As Ed Miliband charged him with presiding over a “cost-of-living crisis” at today’s PMQs, David Cameron made an eye-catching claim:
What you have to do is look at disposable income as well as wages. Because this government has cut people’s taxes, because we are allowing people to keep £10,000 of what they earn before they pay taxes, disposable income went up last year and it is rising as we speak today.
Given that, as Miliband stated, real wages have fallen for 39 of the 40 months that Cameron has been Prime Minister (the exception being April 2013 when deferred bonuses were paid out following the abolition of the 50p tax rate) how can he state that “disposable income went up last year”?
The PM’s claim relates to the fact that real household disposable income rose by 1.6% in 2012. This, crucially, is not a measure of individuals’ spending power (as Cameron implied), or of average household income, but the figure reached when all households’ post-tax income is added together. Since the number of households increases each year (raising the absolute figure), this is a poor guide to living standards.

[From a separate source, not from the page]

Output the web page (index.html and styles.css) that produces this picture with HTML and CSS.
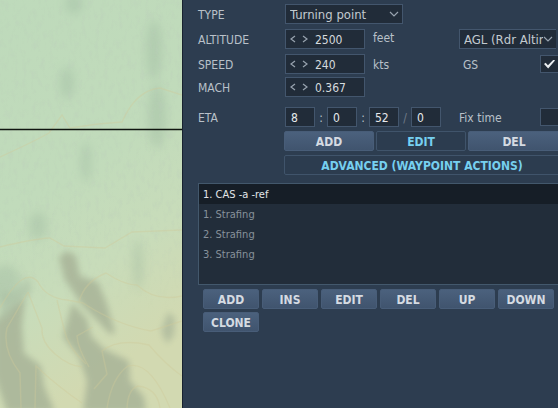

A better measure is the rate of average weekly earnings growth, which stood at just 0.7% in June-August, a 2% real-terms cut with inflation at 2.7% (the highest level in the EU). Even on the Tories’ preferred metric, the picture is a grim one. In the most recent quarter, real household disposable income fell by 0.7% year-on-year. As much as he may wish otherwise, Cameron hasn’t got a good story to tell on living standards yet.